Il termine Iroiro si scrive con il carattere di «colore», e raddoppiato suggerisce la molteplicità: alla policromia si aggiunge una sottile venatura sensuale, e l’allusione alla leggerezza, alle tessere dell’esperienza che vanno a ricomporre un racconto del Giappone capace di conservare il sapore della scoperta non solo intellettuale ma emotiva. Un moderno zuihitsu, dunque, termine che – ci dice Amitrano – il dizionario Daijisen definisce come un testo in cui l’autore, affidandosi al pennello, traduce nella scrittura in forma libera le proprie conoscenze, esperienze, riflessioni.
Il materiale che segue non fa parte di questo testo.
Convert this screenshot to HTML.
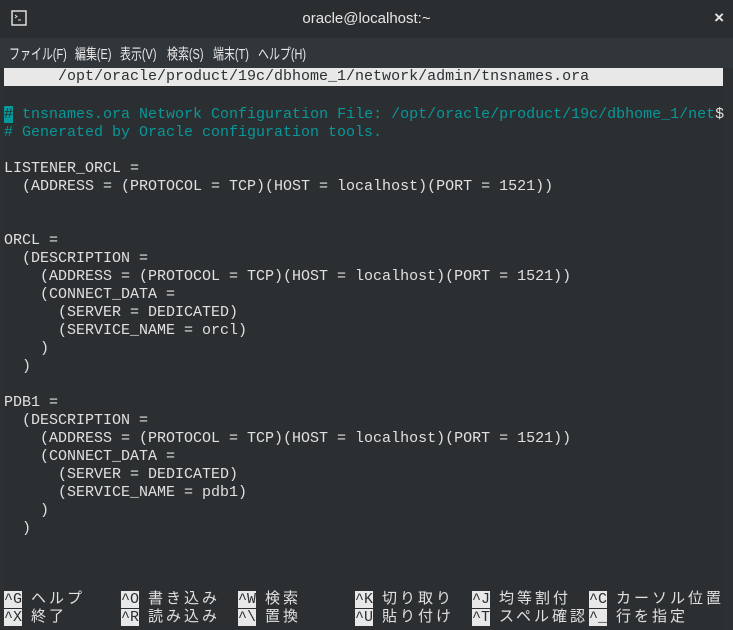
<!DOCTYPE html>
<html><head><meta charset="utf-8"><style>
html,body{margin:0;padding:0;}
body{width:733px;height:630px;overflow:hidden;background:#2c3033;position:relative;font-family:"Liberation Sans","Noto Sans CJK JP",sans-serif;}
#title{position:absolute;left:0;top:0;width:733px;height:38px;background:#2a2e31;color:#e6e6e6;font-size:15px;}
#title .t{position:absolute;left:0;width:733px;top:10px;text-align:center;}
#menu{position:absolute;left:0;top:38px;width:733px;height:30px;background:#31363a;color:#e8e8e8;font-size:15px;}
#menu span{position:absolute;top:5px;transform:scaleX(0.73);transform-origin:0 0;white-space:nowrap;}
#term{position:absolute;left:4px;top:68px;width:719px;height:562px;background:#2b2f31;}
.r{position:absolute;left:0;height:18px;line-height:18px;font-family:"Liberation Mono","Noto Sans CJK JP",monospace;font-size:15px;color:#e0e0e0;white-space:pre;}
.c{color:#06989a;}
.inv{background:#e8e8e8;color:#2b2f31;}
.k{position:absolute;top:0;}
.j{letter-spacing:3px;}
</style></head><body>
<div id="title">
<svg style="position:absolute;left:11px;top:10px" width="16" height="16"><rect x="1" y="1" width="14" height="14" fill="none" stroke="#ddd" stroke-width="1.5"/><path d="M4 5l2 1.5-2 1.5M7 10h3" stroke="#ddd" fill="none" stroke-width="1"/></svg>
<div class="t">oracle@localhost:~</div>
<div style="position:absolute;right:9px;top:8px;font-size:17px;font-weight:bold">×</div>
</div>
<div id="menu">
<span style="left:9px">ファイル(F)</span><span style="left:75px">編集(E)</span><span style="left:120px">表示(V)</span><span style="left:167px">検索(S)</span><span style="left:213px">端末(T)</span><span style="left:258px">ヘルプ(H)</span>
</div>
<div id="term">
<div class="r inv" style="top:0;width:719px">      /opt/oracle/product/19c/dbhome_1/network/admin/tnsnames.ora</div>
<div class="r c" style="top:38px"><span style="background:#06989a;color:#2b2f31">#</span> tnsnames.ora Network Configuration File: /opt/oracle/product/19c/dbhome_1/net<span style="color:#e0e0e0">$</span></div>
<div class="r c" style="top:56px"># Generated by Oracle configuration tools.</div>
<div class="r" style="top:92px">LISTENER_ORCL =</div>
<div class="r" style="top:110px">  (ADDRESS = (PROTOCOL = TCP)(HOST = localhost)(PORT = 1521))</div>
<div class="r" style="top:164px">ORCL =</div>
<div class="r" style="top:182px">  (DESCRIPTION =</div>
<div class="r" style="top:200px">    (ADDRESS = (PROTOCOL = TCP)(HOST = localhost)(PORT = 1521))</div>
<div class="r" style="top:218px">    (CONNECT_DATA =</div>
<div class="r" style="top:236px">      (SERVER = DEDICATED)</div>
<div class="r" style="top:254px">      (SERVICE_NAME = orcl)</div>
<div class="r" style="top:272px">    )</div>
<div class="r" style="top:290px">  )</div>
<div class="r" style="top:326px">PDB1 =</div>
<div class="r" style="top:344px">  (DESCRIPTION =</div>
<div class="r" style="top:362px">    (ADDRESS = (PROTOCOL = TCP)(HOST = localhost)(PORT = 1521))</div>
<div class="r" style="top:380px">    (CONNECT_DATA =</div>
<div class="r" style="top:398px">      (SERVER = DEDICATED)</div>
<div class="r" style="top:416px">      (SERVICE_NAME = pdb1)</div>
<div class="r" style="top:434px">    )</div>
<div class="r" style="top:452px">  )</div>
<div class="r" style="top:523px;width:719px"><span class="k" style="left:0"><span class="inv">^G</span> <span class="j">ヘルプ</span></span><span class="k" style="left:117px"><span class="inv">^O</span> <span class="j">書き込み</span></span><span class="k" style="left:234px"><span class="inv">^W</span> <span class="j">検索</span></span><span class="k" style="left:351px"><span class="inv">^K</span> <span class="j">切り取り</span></span><span class="k" style="left:468px"><span class="inv">^J</span> <span class="j">均等割付</span></span><span class="k" style="left:585px"><span class="inv">^C</span> <span class="j">カーソル位置</span></span></div>
<div class="r" style="top:541px;width:719px"><span class="k" style="left:0"><span class="inv">^X</span> <span class="j">終了</span></span><span class="k" style="left:117px"><span class="inv">^R</span> <span class="j">読み込み</span></span><span class="k" style="left:234px"><span class="inv">^\</span> <span class="j">置換</span></span><span class="k" style="left:351px"><span class="inv">^U</span> <span class="j">貼り付け</span></span><span class="k" style="left:468px"><span class="inv">^T</span> <span class="j">スペル確認</span></span><span class="k" style="left:585px"><span class="inv">^_</span> <span class="j">行を指定</span></span></div>
</div>
</body></html>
Il più antico esempio di zuihitsu giunto fino a noi è il Makura no soshi (Note del guanciale) di Sei Shonagon, una delle più grandi scrittrici e poetesse giapponesi dell’epoca Heian, dama di compagnia alla corte dell’imperatrice Teishi alla fine del X secolo.
I fogli sui quali scrivere Iro iro a Giorgio Amitrano li ha metaforicamente regalati Cesare Garboli, incoraggiandolo così: «Devi scrivere questo libro con abbandono, non come se fosse un peso. Io ti ho gettato un seme e sta a te adesso farlo crescere. Non devi chiederti che albero sarà, pensare di far venire su un melo o un pero o magari un ciliegio perché è più giapponese. Devi amarlo, questo libro, e scriverlo in piena libertà. E amare te stesso mentre lo scrivi. Dev’essere un libro che nessun altro potrebbe scrivere. Un libro che puoi scrivere solo tu». Come le note Note di Sei Shonagon, anche il libro di Amitrano si muove nello spazio sottile tra empatia e distanza – l’antidoto migliore contro l’esotismo – scorrendo agile fra il pop e il sublime: due elementi che si rincorrono in tutte le culture, ma che in Giappone dialogano fin dall’epoca classica, per esempio nel teatro, dove la solennità del no si lascia interrompere dal modo farsesco del kyogen. A partire dal dopoguerra, la cultura popolare, con il boom del cinema di animazione, della musica pop, del manga ha invaso campi che prima le erano preclusi, a cominciare da quello della letteratura.

Il caso Murakami
Un esempio emblematico è Murakami Haruki, autore che «esprime una percezione della realtà globalmente diffusa – scrive Amitrano – ma ancora in gran parte sommersa, che (…) calandosi nel pozzo dell’inconscio, riesce a portare alla luce. I lettori riconoscono nei suoi romanzi (e racconti) il senso di crescente irrealtà e conseguente inquietudine che si sono infiltrati nella vita di tutti». Autore accomunato ad alcuni tra i protagonisti dell’arte visiva contemporanea giapponese come Sugimoto Hiroshi, Morimura Yasumasa, Ishida Tetsuya, Murakami ne condivide quello sguardo attento e meticoloso, che consente di mantenersi in bilico sul confine sottile tra realtà e irrealtà. Nelle pagine di Amitrano troviamo anche i caffè, il karaoke con gli enka di Misora Hibari, i ciliegi in fiore, il cinema di Naruse Mikio, insomma un ritratto del Giappone immune da qualsivoglia manierismo, che esibisce un rapporto molto più dinamico e meno conservatore con la tradizione di quanto ci piaccia pensare. Proprio il pop, del resto, «ha restituito al Giappone – scrive Amitrano – l’armonia tra serietà e leggerezza che era stata sempre una sua dote preziosa».